Окружающий мир отражается в нашем зрачке, как в зеркале, у
всех единообразно. Но когда механический отпечаток проецируется в глубину
сознания, фильтруется через персонифицированный опыт отдельного человека, его
единственность, то взгляд обретает свою неповторимую исключительность. И я,
соразмерно своим способностям и умению, выражаю и делюсь своим опытом с другими
в формах ремесла, которое практикую. В этот опыт вписывается
неотъемлемой частью мой сад, мой Эдем в глубине одного из парижских тупиков,
мастерская в нем, «чайный домик», каштан, черешня и старое с потертой
амальгамой зеркало в дальнем конце участка, которое беспристрастно и
бескорыстно хранит в своем израненном стекле маленький мир, который есть мой
Париж, который необъяснимым образом рождает во мне картины, которые пишу,
который присутствует в них, не присутствуя. Париж, который принадлежит
только мне и уйдет вместе со мной.
Эпилог
Что же еще сказать?
Я прожил жизнь, и, если завтра уйду, никто, даже самые
близкие мне люди не скажут: безвременно ушел от нас… Окидывая проникающим
взором прожитое на фоне страшной эпохи, должен
признать свою жизнь счастливой.
Сколько должно было произойти удивительных и необъяснимых,
подчас мистических пересечений, чтобы выжить. Погибнуть, как я уже говорил,
было легче, чем остаться живым. Смерть много раз смотрела мне в глаза, а затем
отступала перед некоей силой, ее превосходящей. Близится мой черед посмотреть
ей в глаза. Поползу ли в пасть ее, как кролик в пасть удава?

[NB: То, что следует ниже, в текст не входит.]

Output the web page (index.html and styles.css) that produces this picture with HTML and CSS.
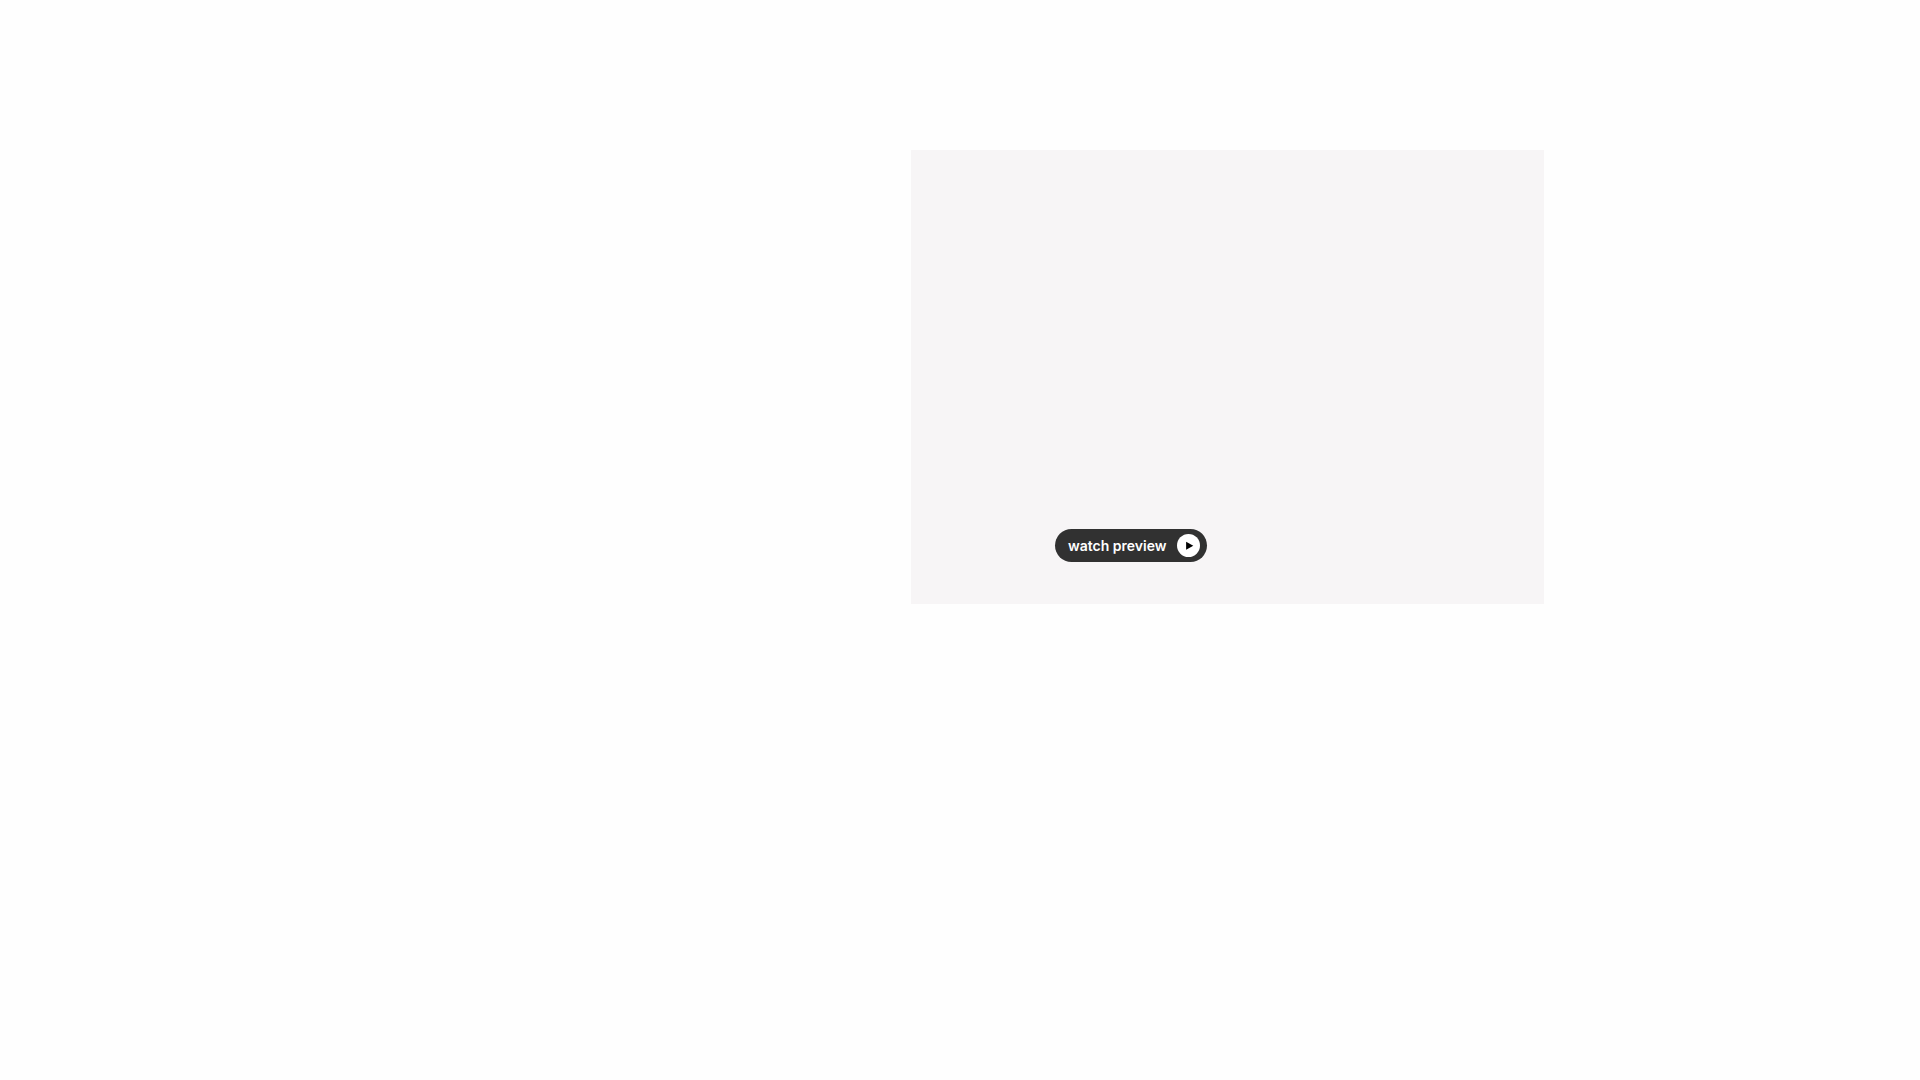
FILE: index.html
```html
<!DOCTYPE html>
<html lang="en">

<head>
    <meta charset="UTF-8">
    <meta name="viewport" content="width=device-width, initial-scale=1.0">
    <title>Watch preview</title>
    <link rel="stylesheet" href="styles.css">
</head>

<body>
    <main class="container">
        <section class="preview">
            <button class="watch-btn" type="button">
                <span>watch preview</span>
                <svg class="play-icon" viewBox="0 0 24 24" aria-hidden="true">
                    <circle cx="12" cy="12" r="12" fill="#fff" />
                    <path d="M9.5 8L17 12.2L9.5 16.4Z" fill="#000" />
                </svg>
            </button>
        </section>
    </main>
</body>

</html>
```
FILE: styles.css
```css
body {
    margin: 0;
    background-color: #fefefe;
    font-family: Inter, "Liberation Sans", sans-serif;
}

.container {
    display: flex;
    justify-content: flex-end;
    max-width: 1168px;
    margin: 0 auto;
    padding-top: 150px;
}

.preview {
    display: flex;
    align-items: flex-end;
    box-sizing: border-box;
    width: 633px;
    max-width: 100%;
    min-height: 454px;
    padding: 42px 144px;
    background-color: #f7f5f6;
}

.watch-btn {
    display: flex;
    align-items: center;
    gap: 10px;
    padding: 5px 7px 5px 13px;
    border: none;
    border-radius: 17px;
    background-color: #313131;
    color: #fff;
    font-family: inherit;
    font-size: 14px;
    font-weight: 600;
    line-height: 20px;
    white-space: nowrap;
    cursor: pointer;
}

.play-icon {
    width: 23px;
    height: 23px;
}
```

Прежде чем предстать пред Тобой — Творец, прошу о последней
милости: позволить мне, пребывая в полном сознании, сказать в последнюю секунду
прости — жене и благодарение за радость жизни.
Постскриптум
Но остается недоговоренной флорентийская загадка. Почему в
августе 2017 года я предсказал ее завершение в марте 2018 года?
В повествовании рассказаны истории, превысившие мое
воображение и фантазии. Но «флорентийская сцепка» в течение полустолетия — одна
из наиболее впечатляющих, интригующих.
Я получил из Флорентийской академии изящных искусств предложение персональной выставки под ее крышей. Под
этой крышей стоит «Давид». Это самая старая академия Европы. Ее первым
президентом был Микеланджело, а за ним — Тициан! Звучит-то как! Я, конечно,
ёрничаю, но контракт подписал с радостью.
До 1 марта 2018 года, дня вернисажа, шесть месяцев. «Кто
смеет молвить: до свиданья / Чрез бездну двух или трех
дней», да и беседу булгаковских героев на Патриарших
прудах в Москве тоже не забываю. Но со мной или без меня вернисаж все же должен
состояться. «Неназванные силы» неспроста вели меня к нему своими тайными путями
пятьдесят шесть лет. Это ведь опыт, превосходящий мое личное бытие.